お店に入る前にサービス券をもらうと得した気分になる方は多いと思いますが、おいしいものを楽しく食べたいのなら、ちょっと考え直した方がいいかもしれません。今回の無料メルマガ『飲食店経営塾』では飲食店コンサルタントとして活躍中の中西敏弘さんが、実際に体験した「残念な事例」を基に、人を元気にできる飲食店の選び方を解説します。
「もう二度と…!」と感じた、ある日の出来事
先日、知人と飲食店に行ったときのこと。行く店は事前にネットから探し、あるお店を目指しました。さて、その店がビルの4階にあり、場所を無事見つけられたことに安堵し、さあ、上に上がろうかと思っていたら、
「どこの店いきますか? 4階なら、サービス券ありますよ?」
と、サービス券の本来の使い方でないことに“爆笑”しながらも、でも、「安くなるからもらっとくか!」と一応サービス券を貰って4階の店に急いだ。エレベーターの扉が開くと、少し高級感がある店内で、「美味しいものたべられるかも!」ってちょっと期待したのが良くなかった…。

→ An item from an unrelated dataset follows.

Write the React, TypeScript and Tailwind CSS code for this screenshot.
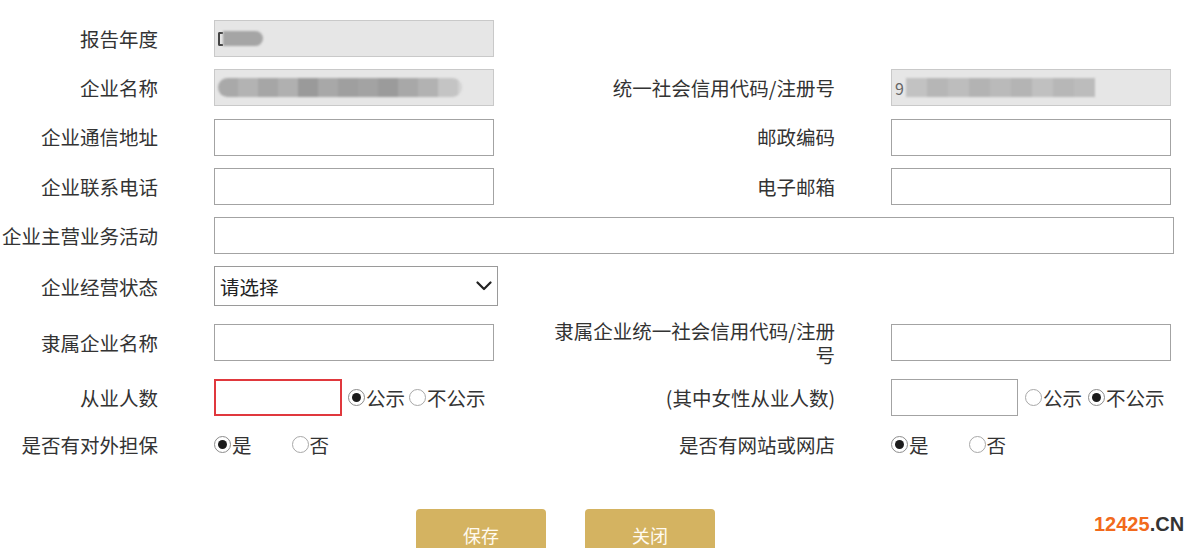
import React from "react";

const FONT = { fontFamily: '"Noto Sans CJK SC", "Noto Sans", sans-serif' };

function Radio({ checked }: { checked?: boolean }) {
  return checked ? (
    <span className="w-[17px] h-[17px] rounded-full border border-[#8c8c8c] bg-white flex items-center justify-center shrink-0">
      <span className="w-[9px] h-[9px] rounded-full bg-[#1c1c1c]" />
    </span>
  ) : (
    <span className="w-[17px] h-[17px] rounded-full border border-[#a8a8a8] bg-white shrink-0" />
  );
}

function RadioOpt({ checked, label }: { checked?: boolean; label: string }) {
  return (
    <span className="flex items-center gap-[1px]">
      <Radio checked={checked} />
      <span>{label}</span>
    </span>
  );
}

function Label({ children, w }: { children: React.ReactNode; w: string }) {
  return <div className={`${w} shrink-0 text-right whitespace-nowrap`}>{children}</div>;
}

function Input({ w = "w-[280px]", red }: { w?: string; red?: boolean }) {
  if (red) {
    return <div className={`${w} h-[37px] bg-white border-2 border-[#e0383d] shrink-0`} />;
  }
  return <div className={`${w} h-[37px] bg-white border border-[#a3a3a3] shrink-0`} />;
}

function Disabled({ children }: { children?: React.ReactNode }) {
  return (
    <div className="w-[280px] h-[37px] bg-[#e6e6e6] border border-[#c9c9c9] shrink-0 flex items-center pl-[3px]">
      {children}
    </div>
  );
}

const LeftLabel = "w-[158px]";
const RightLabel = "w-[285px]";

export default function App() {
  const segsL = ["#a9a9a9", "#b3b3b3", "#a6a6a6", "#b0b0b0", "#9a9a9a", "#a8a8a8", "#9f9f9f", "#a3a3a3", "#9b9b9b", "#a8a8a8", "#b2b2b2", "#c4c4c4"];
  const segsR = ["#c2c2c2", "#b6b6b6", "#bdbdbd", "#b3b3b3", "#bababa", "#b4b4b4", "#c0c0c0", "#b7b7b7", "#bcbcbc"];
  return (
    <div className="relative w-[1200px] h-[548px] overflow-hidden bg-white text-[#333] text-[19.5px]" style={FONT}>
      <div className="flex flex-col gap-[12.25px] pt-[20px]">
        {/* Row 1 */}
        <div className="flex items-center h-[37px]">
          <Label w={LeftLabel}>报告年度</Label>
          <div className="ml-[56px]">
            <Disabled>
              <div className="flex items-center h-[16px]">
                <span className="w-[5px] h-[14px] border-l-2 border-y-2 border-[#444] rounded-l-[2px]" />
                <span className="w-[40px] h-[15px] rounded-r-full bg-[#a5a5a5] blur-[1px]" />
              </div>
            </Disabled>
          </div>
        </div>
        {/* Row 2 */}
        <div className="flex items-center h-[37px]">
          <Label w={LeftLabel}>企业名称</Label>
          <div className="ml-[56px] w-[336px]">
            <Disabled>
              <div className="flex items-center h-[19px] rounded-l-full rounded-r-full overflow-hidden blur-[0.8px]">
                {segsL.map((c, i) => (
                  <span key={i} className="w-[20px] h-[19px]" style={{ backgroundColor: c }} />
                ))}
                <span className="w-[4px] h-[19px] bg-[#d2d2d2]" />
              </div>
            </Disabled>
          </div>
          <Label w={RightLabel}>统一社会信用代码/注册号</Label>
          <div className="ml-[56px]">
            <Disabled>
              <span className="text-[#666] text-[16px] leading-none mr-[2px]">9</span>
              <div className="flex items-center h-[19px] blur-[0.8px]">
                {segsR.map((c, i) => (
                  <span key={i} className="w-[21px] h-[19px]" style={{ backgroundColor: c }} />
                ))}
              </div>
            </Disabled>
          </div>
        </div>
        {/* Row 3 */}
        <div className="flex items-center h-[37px]">
          <Label w={LeftLabel}>企业通信地址</Label>
          <div className="ml-[56px] w-[336px]">
            <Input />
          </div>
          <Label w={RightLabel}>邮政编码</Label>
          <div className="ml-[56px]">
            <Input />
          </div>
        </div>
        {/* Row 4 */}
        <div className="flex items-center h-[37px]">
          <Label w={LeftLabel}>企业联系电话</Label>
          <div className="ml-[56px] w-[336px]">
            <Input />
          </div>
          <Label w={RightLabel}>电子邮箱</Label>
          <div className="ml-[56px]">
            <Input />
          </div>
        </div>
        {/* Row 5 */}
        <div className="flex items-center h-[37px]">
          <Label w={LeftLabel}>企业主营业务活动</Label>
          <div className="ml-[56px]">
            <Input w="w-[960px]" />
          </div>
        </div>
        {/* Row 6 */}
        <div className="flex items-center h-[40px]">
          <Label w={LeftLabel}>企业经营状态</Label>
          <div className="ml-[56px] w-[284px] h-[40px] border border-[#9a9a9a] bg-white flex items-center justify-between pl-[5px] pr-[5px] text-[#222]">
            <span>请选择</span>
            <svg width="16" height="10" viewBox="0 0 16 10" fill="none">
              <path d="M1.5 1.5 L8 8 L14.5 1.5" stroke="#222" strokeWidth="2.2" strokeLinecap="round" strokeLinejoin="round" />
            </svg>
          </div>
        </div>
        {/* Row 7 */}
        <div className="flex items-center h-[48px]">
          <Label w={LeftLabel}>隶属企业名称</Label>
          <div className="ml-[56px] w-[336px]">
            <Input />
          </div>
          <div className={`${RightLabel} shrink-0 text-right whitespace-nowrap flex flex-col`}>
            <div className="h-[24px] leading-[24px]">隶属企业统一社会信用代码/注册</div>
            <div className="h-[24px] leading-[24px]">号</div>
          </div>
          <div className="ml-[56px]">
            <Input />
          </div>
        </div>
        {/* Row 8 */}
        <div className="flex items-center h-[37px]">
          <Label w={LeftLabel}>从业人数</Label>
          <div className="ml-[56px] w-[336px] flex items-center">
            <Input w="w-[128px]" red />
            <div className="ml-[6px] flex items-center gap-[4px]">
              <RadioOpt checked label="公示" />
              <RadioOpt label="不公示" />
            </div>
          </div>
          <Label w={RightLabel}>(其中女性从业人数)</Label>
          <div className="ml-[56px] flex items-center">
            <Input w="w-[127px]" />
            <div className="ml-[7px] flex items-center gap-[6px]">
              <RadioOpt label="公示" />
              <RadioOpt checked label="不公示" />
            </div>
          </div>
        </div>
        {/* Row 9 */}
        <div className="flex items-center h-[33px]">
          <Label w={LeftLabel}>是否有对外担保</Label>
          <div className="ml-[56px] w-[336px] flex items-center gap-[40px]">
            <RadioOpt checked label="是" />
            <RadioOpt label="否" />
          </div>
          <Label w={RightLabel}>是否有网站或网店</Label>
          <div className="ml-[56px] flex items-center gap-[40px]">
            <RadioOpt checked label="是" />
            <RadioOpt label="否" />
          </div>
        </div>
      </div>
      {/* Buttons */}
      <div className="flex justify-start gap-[39px] pl-[416px] mt-[48px]">
        <button className="w-[130px] h-[52px] rounded-[4px] bg-[#d4b361] text-[#fffaf0] text-[18px]" style={FONT}>
          保存
        </button>
        <button className="w-[130px] h-[52px] rounded-[4px] bg-[#d4b361] text-[#fffaf0] text-[18px]" style={FONT}>
          关闭
        </button>
      </div>
      {/* Watermark */}
      <div
        className="absolute left-[1094px] top-[512px] text-[20px] font-bold leading-[24px]"
        style={{ fontFamily: '"Liberation Sans", Arial, sans-serif' }}
      >
        <span className="text-[#f26a1c]">12425</span>
        <span className="text-[#333]">.CN</span>
      </div>
    </div>
  );
}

まず、スタッフはあまり愛想もなく、「よくそのネイルで仕事ができるね」って感じの女性スタッフ。社員もあまり愛想もなく、せっかくマグロを売りにした店にも関わらず、部位等の説明もなし。おまけに、商品も美味しくなく、全然箸が進まない。だから、知人との話も盛り上がらない!
ということで、40分もしたら店を出たくなり、お会計をお願いした。すると、会計は、9,000円を超えていた。ドリンクが10%引きだったけど、あまり酒が進まずその恩恵をほとんど受けられなかった。
しかし、ビックリ! これで9,000円かと!
驚きを隠せないまま、そそくさと、エレベーターに乗り店から退散。下に着いて、知人に僕が大きな声で話したことは、
「2度と客引きでサービス券を配ってる店は利用しない(怒”)! 仮に、自分が探してた店でも、店頭等でサービス券配ってたら、その店には絶対に入らない!」
って、イライラしながら次の店を目指した。次の店に向かいながら、気持ちの整理をしてよくよく考えると、立地のいいところにある店なのに、サービス券をまかなければならないということは、「それだけ集客に苦戦している店」だということだ。
この店の客単価とか、メニュー構成、などコンセプトを考えると、「価格」や「販促」で呼ぶような店ではない。なのに、集客をしているということは、それだけお客様に「価値」を感じてもらえない店ということでもある。
だから、店の努力の方向性とすれば、商品や接客の「質」を上げることに費用を使うべきなのに、サービス券に店の大事なお金を使うんだから…、期待するような店でないことは、冷静に考えれば明らかなことだった。
もし、勉強のためだったら、こういった店もひとつの材料になるけど、本当に飲食を楽しみたかったら、サービス券を撒くような店には絶対に利用しない、と心に決めた。
しかし、一方で気づきになることもあった。
食事がまずいと会話が弾まなくなり、また、機嫌も極端に悪くなるということ。
反対に、美味しい食事と美味しいお酒、そして、居心地のいい空間があり、この価値をさらに向上させる接客。これらがあると、一緒にいる人との時間も楽しくなるし、気分もウキウキ、ワクワクする。
もし、気分が落ち込んでいたときに、僕が今回利用したような店を利用してしまったら、知人とは喧嘩になるかもしれないし、余計に気分が落ち込む。でも、本当にいい店なら、すごく元気になれるかもしれない。
飲食店が人を元気にするってやっぱりあるし、“人を元気にできる”って飲食店ってやっぱりすごい! という気づきも得られたので、今回は良しとするかと二軒目の店では大いに盛り上がりました。